As to the mysterious “Indian sentence” you saw: I’ll guess you saw “That page is not in this preview” in Thai. (Try the new URL above.) I don’t know why Google Books lets me preview that page but not you. (Over half of the book’s pages are blocked to me also, but not 197-198.)
Blame me for the Thai error message (via the ‘co.th’ URL). Sometimes I manually edit those URLs to be ‘.com’ but Google changes them back to ‘co.th’ in the browser’s locator bar (unless I stay logged in to Google). I guess I figured that since Google changes English to Thai automatically for me, it would do the vice versa for you. 
(But that’s not how Google works. For me it leaves the English ‘co.uk’ intact; it just changes ‘.com’.)
Something to consider:
To the real numbers ℝ you may adjoin an infinitesimal element, let’s call it dx, which satisfies (dx)² = 0. This is a function on a formal infinitesimal line segment, a fattened point if you will, just as functions at a single point are given by a real number. dx is a coordinate function, just like x is on the real line.
Differential 1-forms on the real line now take the form g(x) dx, where g(x) is an ordinary smooth function. g(x) dx is not a function on the real line, rather a function on the space of infinitesimal paths in ℝ, i.e., something of the form f(x) + g(x) dx, with the f(x) = 0 so you just have g(x) dx.
Now let f(x) be an ordinary smooth function we wish to differentiate. Define a new function h(x,ε) = f(x+ε) (on the infinitesimal path space, so ε² = 0).
The derivative of f will now be obtained via taking h(x,ε) - f(x) = f(x+ε) - f(x). This will be a linear function of ε, namely εf’(x).

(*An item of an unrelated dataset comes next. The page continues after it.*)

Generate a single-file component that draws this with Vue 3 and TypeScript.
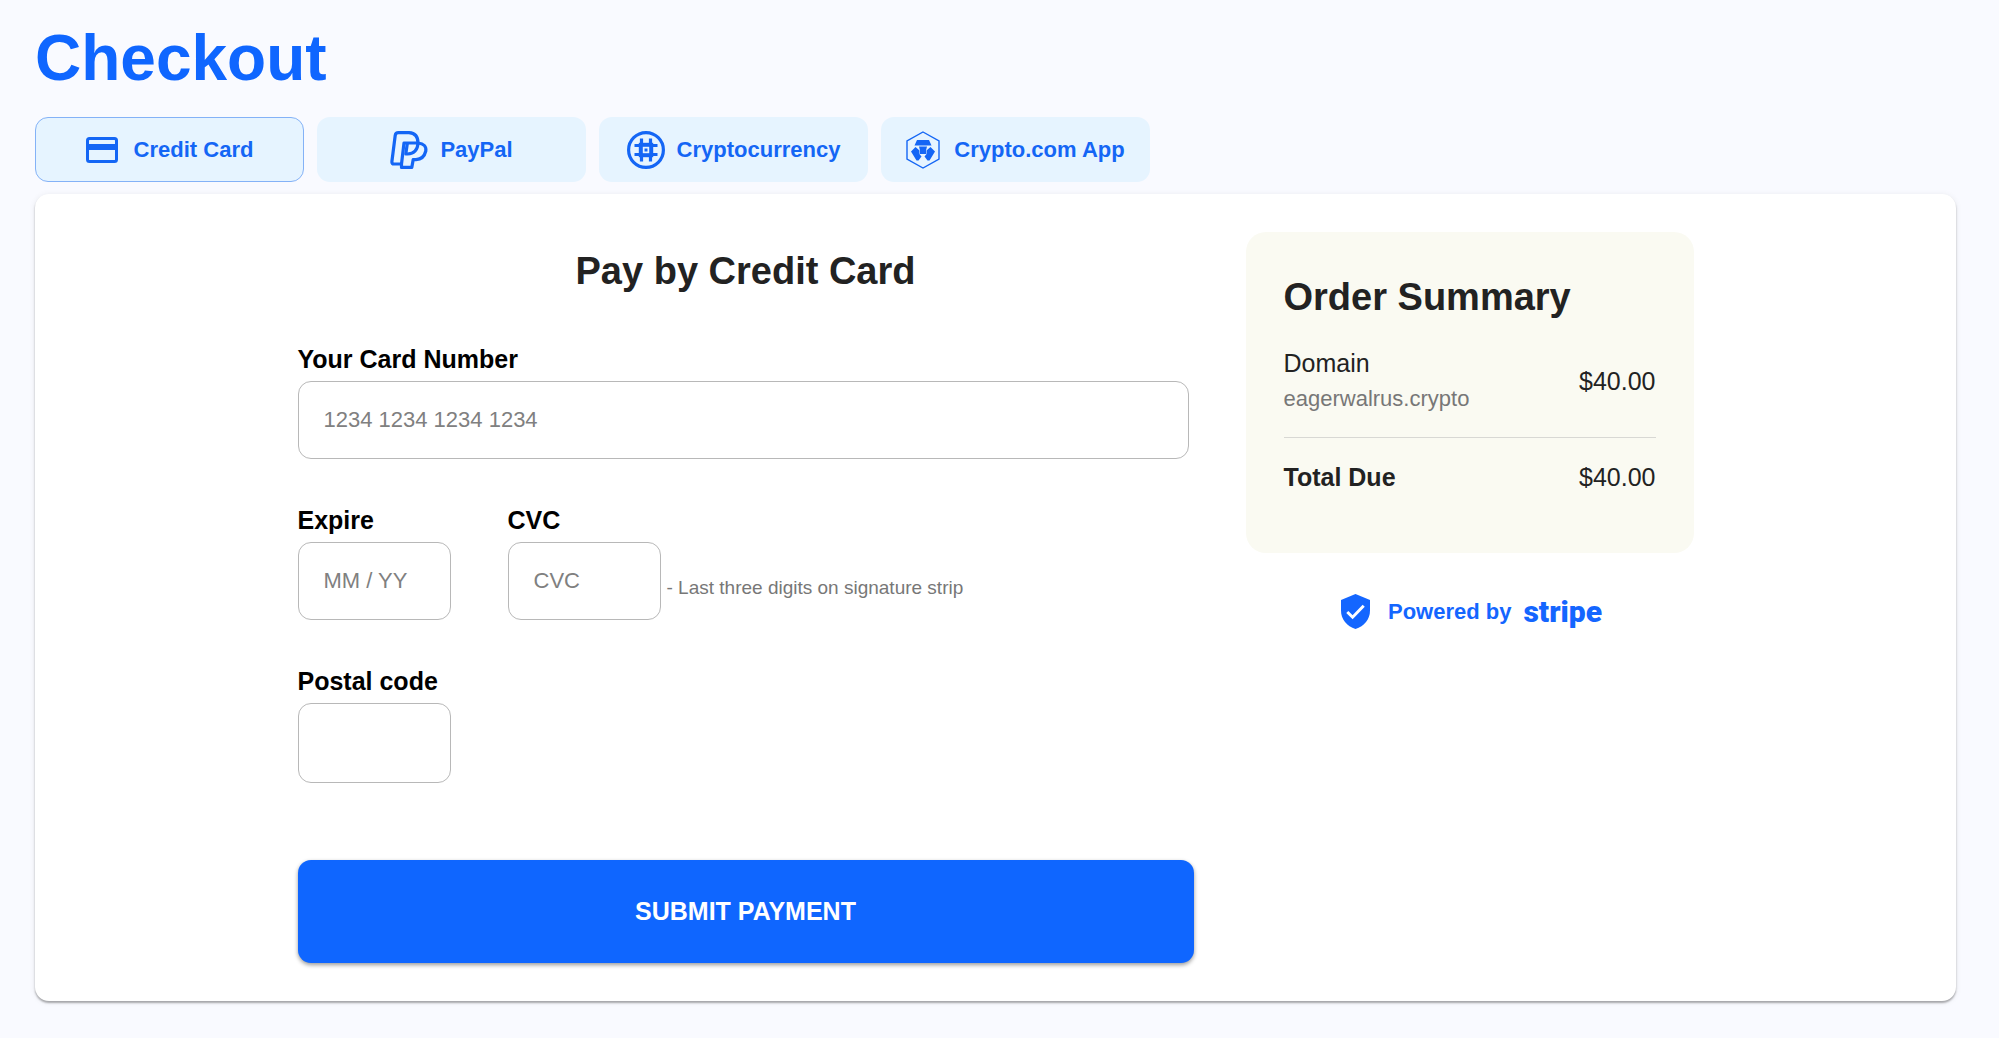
<script setup lang="ts">
import { ref } from 'vue'

type Method = { id: string; label: string }

const methods: Method[] = [
  { id: 'card', label: 'Credit Card' },
  { id: 'paypal', label: 'PayPal' },
  { id: 'crypto', label: 'Cryptocurrency' },
  { id: 'cdc', label: 'Crypto.com App' },
]
const selected = ref('card')
const cardNumber = ref('')
const expire = ref('')
const cvc = ref('')
const postal = ref('')
</script>

<template>
  <main class="page">
    <h1>Checkout</h1>

    <nav class="tabs" aria-label="Payment method">
      <button
        v-for="m in methods"
        :key="m.id"
        type="button"
        class="tab"
        :class="{ active: selected === m.id }"
        :aria-pressed="selected === m.id"
        @click="selected = m.id"
      >
        <svg v-if="m.id === 'card'" class="icon-card" viewBox="0 0 32 26" aria-hidden="true">
          <rect x="1.5" y="1.5" width="29" height="23" rx="2" fill="none" stroke="currentColor" stroke-width="3" />
          <rect x="1" y="7" width="30" height="6" fill="currentColor" />
        </svg>
        <svg v-else-if="m.id === 'paypal'" class="icon-large" viewBox="0 0 38 38" fill="none" stroke="currentColor" stroke-width="3.2" stroke-linejoin="round" aria-hidden="true">
          <path d="M12 33H4Q1.600 33 1.900 30.500L5.200 4.500Q5.600 1.700 8.500 1.700H19Q28 2.200 28 12Q27.500 22.500 17.500 23H15.800L17.300 12.500" />
          <path d="M11.500 33L14 12H28Q36.800 13 35.800 20Q33.800 28.200 26 28.600H23.200L21.800 36.400H11.500Z" />
        </svg>
        <svg v-else-if="m.id === 'crypto'" class="icon-large" viewBox="0 0 38 38" fill="none" stroke="currentColor" aria-hidden="true">
          <circle cx="19" cy="19" r="17.4" stroke-width="3.2" />
          <rect x="13.800" y="13.800" width="10.400" height="10.400" stroke-width="4" />
          <path d="M14.500 7.500V14M23.500 7.500V14M14.500 24V30.500M23.500 24V30.500M7.500 14.500H14M7.500 23.500H14M24 14.500H30.500M24 23.500H30.500" stroke-width="3.200" />
          <rect x="17.500" y="17.500" width="3" height="3" fill="currentColor" stroke="none" />
        </svg>
        <svg v-else class="icon-hex" viewBox="0 0 34 38" aria-hidden="true">
          <path d="M17 1L33 10V28L17 37L1 28V10Z" fill="none" stroke="currentColor" stroke-width="1.400" />
          <path d="M11 9H23L25.500 14.500H8.500ZM13 15.500H21L20 19.500L20.500 23H13.500L14 19.500ZM9.500 16L13.500 19.500L13 22.500L15.500 25.500L12.500 29.500H10.500L5 20.500ZM24.500 16L20.500 19.500L21 22.500L18.500 25.500L21.500 29.500H23.500L29 20.500Z" fill="currentColor" />
        </svg>
        <span>{{ m.label }}</span>
      </button>
    </nav>

    <section class="panel">
      <form class="form" @submit.prevent>
        <h2>Pay by Credit Card</h2>

        <div class="field">
          <label for="card-number">Your Card Number</label>
          <input id="card-number" v-model="cardNumber" class="wide" type="text" placeholder="1234 1234 1234 1234" />
        </div>

        <div class="row">
          <div class="field">
            <label for="expire">Expire</label>
            <input id="expire" v-model="expire" type="text" placeholder="MM / YY" />
          </div>
          <div class="field">
            <label for="cvc">CVC</label>
            <div class="with-hint">
              <input id="cvc" v-model="cvc" type="text" placeholder="CVC" aria-describedby="cvc-hint" />
              <span id="cvc-hint" class="hint">- Last three digits on signature strip</span>
            </div>
          </div>
        </div>

        <div class="field">
          <label for="postal">Postal code</label>
          <input id="postal" v-model="postal" class="tall" type="text" />
        </div>

        <button type="submit" class="submit">SUBMIT PAYMENT</button>
      </form>

      <aside class="side">
        <div class="summary">
          <h3>Order Summary</h3>
          <div class="item">
            <div>
              <div>Domain</div>
              <div class="domain">eagerwalrus.crypto</div>
            </div>
            <span>$40.00</span>
          </div>
          <div class="item total">
            <strong>Total Due</strong>
            <span>$40.00</span>
          </div>
        </div>
        <div class="powered">
          <svg class="shield" viewBox="0 0 30 36" aria-hidden="true">
            <path d="M15 0L30 6V17C30 26 24 33.500 15 36C6 33.500 0 26 0 17V6Z" fill="currentColor" />
            <path d="M6.500 18.500L12 24L23.500 12" fill="none" stroke="#fff" stroke-width="3" />
          </svg>
          <span class="by">Powered by</span>
          <span class="stripe">stripe</span>
        </div>
      </aside>
    </section>
  </main>
</template>

<style>
body {
  background: #f9faff;
}
</style>

<style scoped>
* {
  box-sizing: border-box;
}
.page {
  padding: 8px 43px 35px 35px;
  font-family: "Liberation Sans", Arial, sans-serif;
  font-size: 25px;
  line-height: 32px;
  color: #222;
}
h1,
h2,
h3 {
  margin: 0;
  font-weight: 700;
}
h1 {
  padding-top: 10px;
  font-size: 64px;
  line-height: 80px;
  color: #0f66ff;
}
button,
input {
  font-family: inherit;
}
.tabs {
  display: flex;
  flex-wrap: wrap;
  gap: 13px;
  margin: 19px 0 12px;
}
.tab {
  display: flex;
  align-items: center;
  justify-content: center;
  gap: 12px;
  width: 269px;
  height: 65px;
  padding: 0;
  border: 1px solid transparent;
  border-radius: 13px;
  background: #e6f4ff;
  color: #1466f5;
  font-size: 22px;
  font-weight: 700;
  cursor: pointer;
}
.tab.active {
  border-color: #84b2f7;
}
.icon-card {
  width: 32px;
  height: 26px;
  margin-right: 4px;
}
.icon-large {
  width: 38px;
  height: 38px;
}
.icon-hex {
  width: 34px;
  height: 38px;
  margin-right: 2px;
}
.panel {
  display: grid;
  grid-template-columns: minmax(0, 896px) minmax(0, 448px);
  justify-content: center;
  gap: 52px;
  padding: 38px;
  border-radius: 14px;
  background: #fff;
  box-shadow: 0 2px 2px rgba(0, 0, 0, 0.3), 0 1px 6px rgba(0, 0, 0, 0.08);
}
h2 {
  padding-top: 15px;
  font-size: 38px;
  line-height: 48px;
  text-align: center;
}
.form {
  display: flex;
  flex-direction: column;
}
.field {
  display: flex;
  flex-direction: column;
  align-items: flex-start;
  gap: 6px;
}
h2 + .field {
  margin-top: 48px;
}
.row,
.row + .field {
  margin-top: 45px;
}
.row {
  display: flex;
  gap: 57px;
}
label {
  color: #000;
  font-weight: 700;
}
input {
  width: 153px;
  height: 78px;
  padding: 0 25px;
  border: 1px solid #b8b8b8;
  border-radius: 13px;
  background: #fff;
  color: #222;
  font-size: 22px;
}
input.wide {
  width: calc(100% - 5px);
}
input.tall {
  height: 80px;
}
input::placeholder {
  color: #808080;
  opacity: 1;
}
.with-hint {
  display: flex;
  align-items: center;
  gap: 6px;
}
.hint {
  padding-top: 14px;
  color: #777;
  font-size: 19px;
}
.submit {
  height: 103px;
  margin-top: 77px;
  border: 0;
  border-radius: 13px;
  background: #0f66ff;
  box-shadow: 0 2px 4px rgba(0, 0, 0, 0.4);
  color: #fff;
  font-size: 25px;
  font-weight: 700;
  cursor: pointer;
}
.summary {
  padding: 38px;
  border-radius: 20px;
  background: #fafaf2;
}
h3 {
  padding: 3px 0 2px;
  font-size: 38px;
  line-height: 48px;
}
.item {
  display: flex;
  align-items: center;
  justify-content: space-between;
  margin-top: 24px;
}
.domain {
  padding-top: 4px;
  color: #777;
  font-size: 22px;
}
.total {
  margin-top: 22px;
  padding: 23px 0 22px;
  border-top: 1px solid #d8d8d4;
}
.powered {
  display: flex;
  align-items: center;
  justify-content: center;
  margin-top: 41px;
  padding-left: 4px;
  color: #1466ff;
}
.shield {
  width: 29px;
  height: 35px;
  margin-right: 18px;
}
.by {
  margin-right: 12px;
  font-size: 22px;
  font-weight: 700;
}
.stripe {
  font-family: Roboto, sans-serif;
  font-size: 30px;
  font-weight: 900;
}
</style>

The corresponding 1-form is
(df)(x) = f(x + dx) - f(x) = f’(x) dx.
In summary, nothing that has not been said already in this thread, including that df = f’(x) dx very easily and that 1-forms are functions on an appropriate space (nothing non-rigorous about it). It still remains to make the connection to antidifferentiation and to definite integrals, but the differential forms that appear should not be confusing anybody.